[WATCH] Job vacancies taking up to eight weeks to fill due to skills shortage

Education minister: ‘Distinction between skills and qualifications needed’ • Skills survey reveals that word of mouth is the most used source for filling vacancies

Job vacancies taking up to eight weeks to fill due to skills shortage

It is important to start educating people on the distinction between skills and qualifications, and to promote the advantages of both from an early stage so that students can earn the right skills for their choice of career, education minister Evarist Bartolo said.

Bartolo said the approval by parliament on Tuesday of the setting up of a National Skills Council was an important step on a national level.

He stressed the importance of teaching children and teenagers how to follow a particular field of education to gain the necessary skills for any career they might choose to pursue.

He was addressing a seminar called to discuss the findings of the National Employee Skills Survey, carried out by the National Commission for Further and Higher Education with Jobsplus and Malta Enterprise.

The findings of the survey revealed that word of mouth was the most used source for recruitment in Malta, edging Jobsplus (formerly ETC) and social media.

It also became evident that most employees engaged with companies were professionals (16%), clerical support workers (14.5%) and associate professionals (14.2%).

Two-thirds of the respondents said that they employed female workers on a full-time basis while 35.8% employed female workers on a part-time basis.

And 29% of respondents said they employed foreigners on a full-time basis, mostly university graduates (46%).

The survey identified some vacancies, such as those for craft and related trade workers, professionals, technicians and service workers, that took very long – up to 8 weeks – to fill.

Economy minister Chris Cardona said the survey had provided vital data since skills shortage reduced competitiveness and would hinder Malta’s economy.

Most of the 20,000 jobs created in the last three years were related to the service and technical sectors, he said, noting that this was possible through various initiatives introduced by the administration, such as universal free childcare.

“It is clear we have our work cut out, and we must all raise our game, but I am confident that we will all take the right decisions,” he said.

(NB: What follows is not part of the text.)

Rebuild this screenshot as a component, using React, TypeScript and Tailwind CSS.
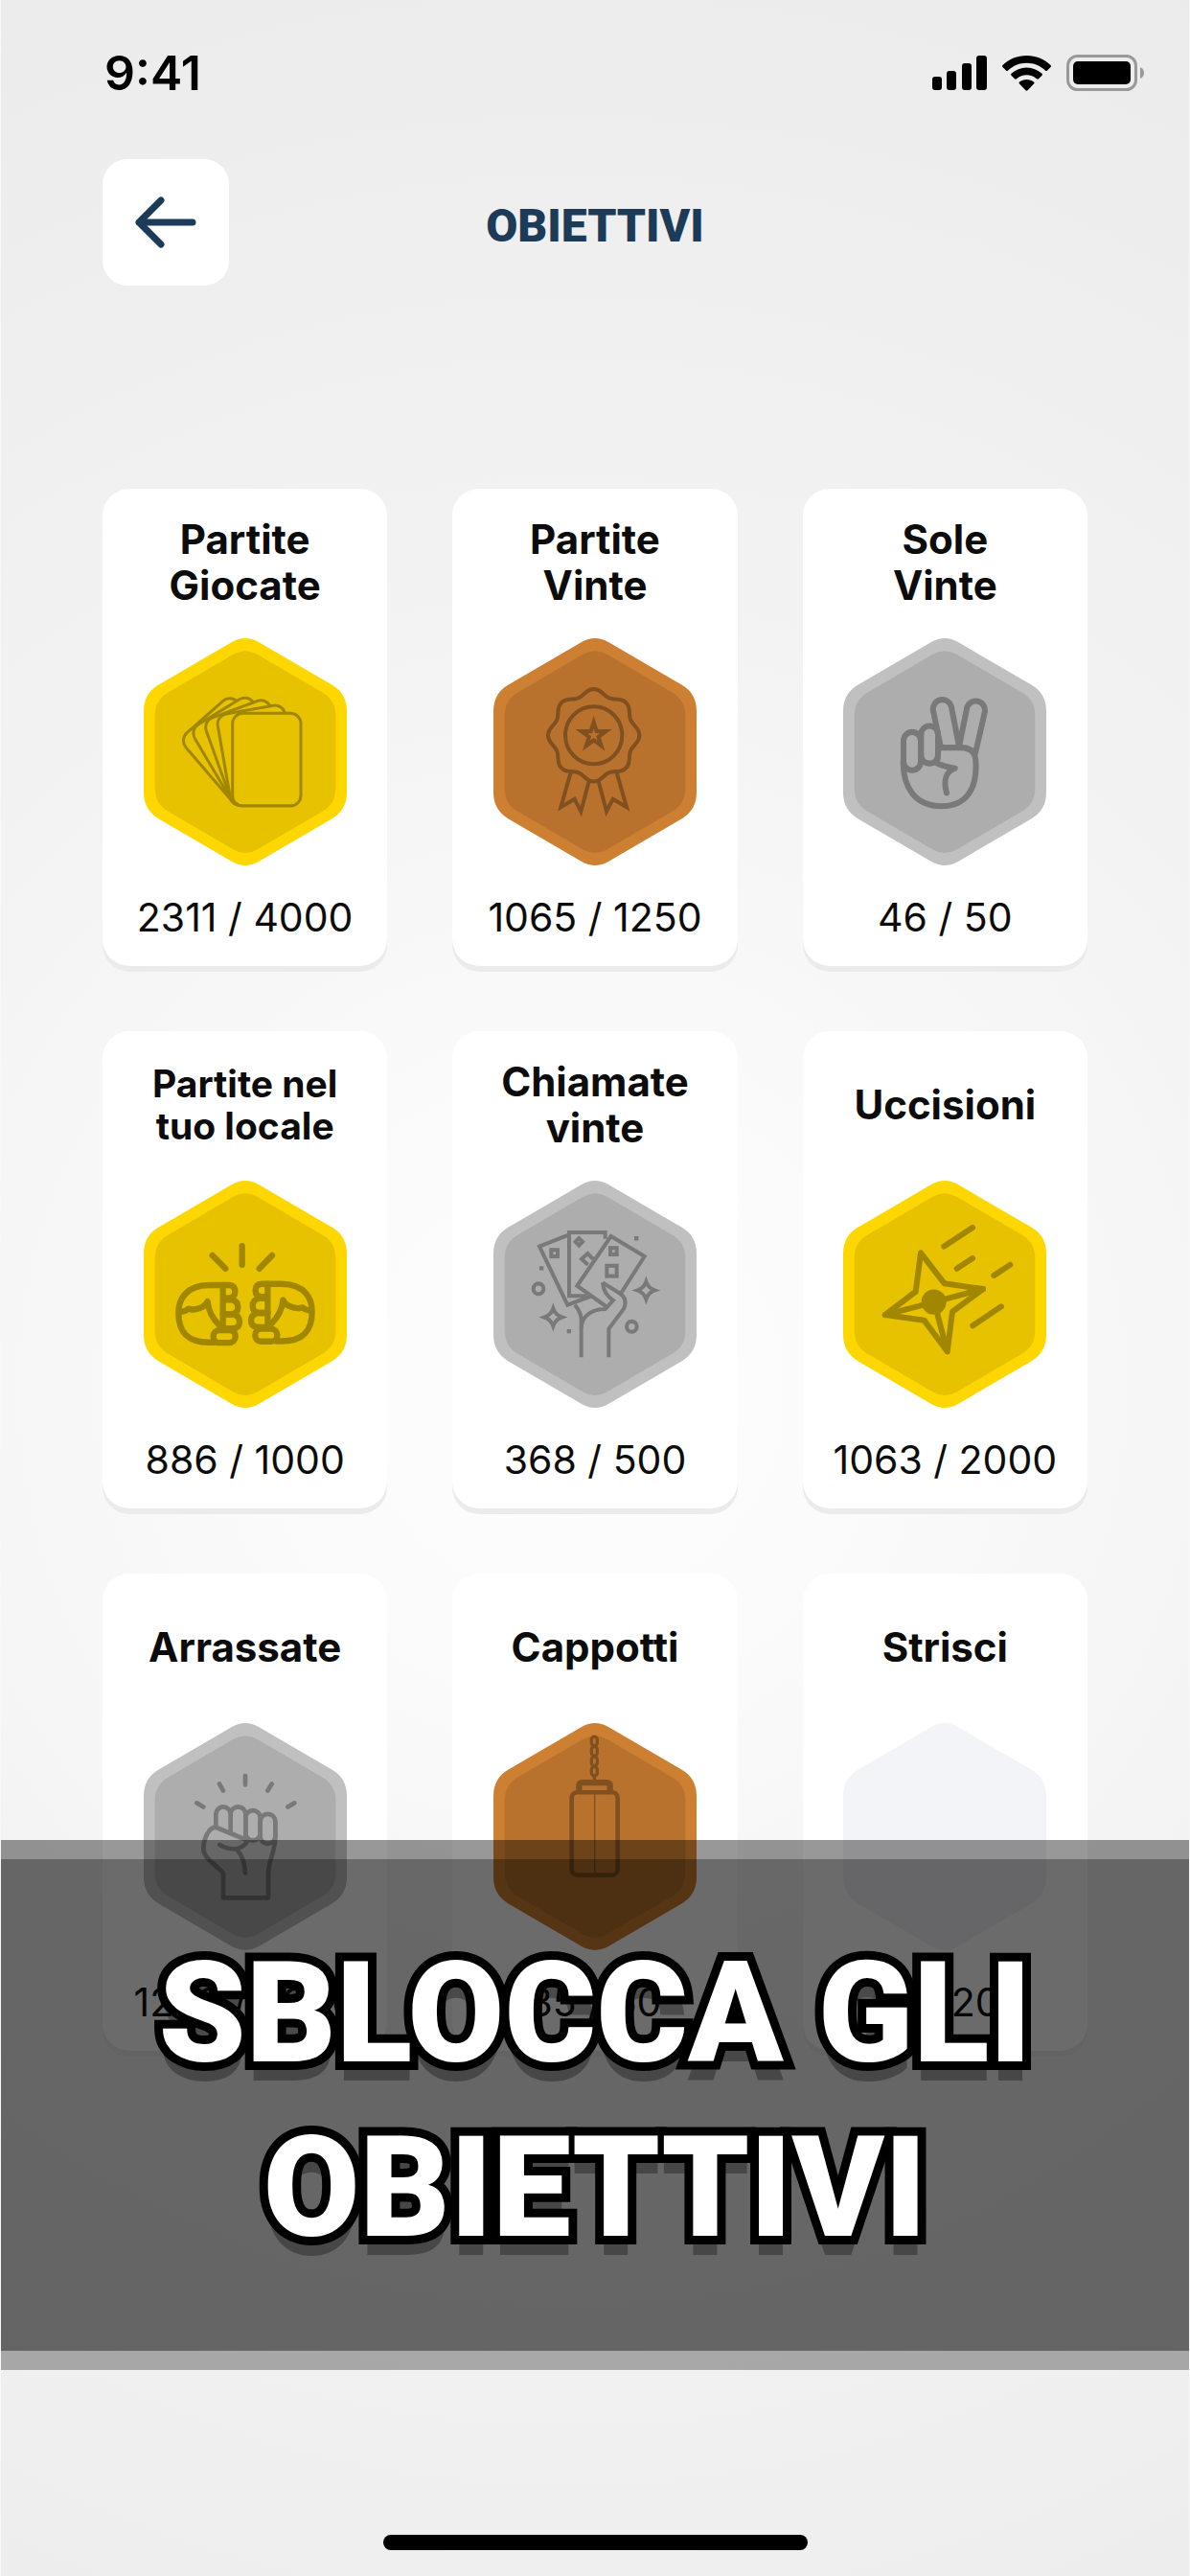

The survey report said that the highest increase in recruitment in the next 12 months was expected to be of clerical support workers (22%), service and sales workers (21%) and professionals (18%).

Elementary occupations, skilled agricultural and fisheries workers, and plant and machine operators were the sectors that would see the least increase in recruitment in the next 12 months.

39.4% of respondents  stated that only basic level qualifications (MQF levels 1 to 3) were required especially in the services and sales sectors.
When asked their preference, 56.9% of employers said they gound traineeships useful while 52.7% viewed apprenticeships as useful.

The survey revealed that 48.6% of all job terminations were de to voluntary resignation, followed by termination during probation (13.6%) and end of contract (12.1%).

Employers forecast there will be around 500 terminations within the next 12 months, with 75% posts expected to be replaced.

In the last three years, on the other hand, there had been 2,873 terminations with only 44.6% being replaced.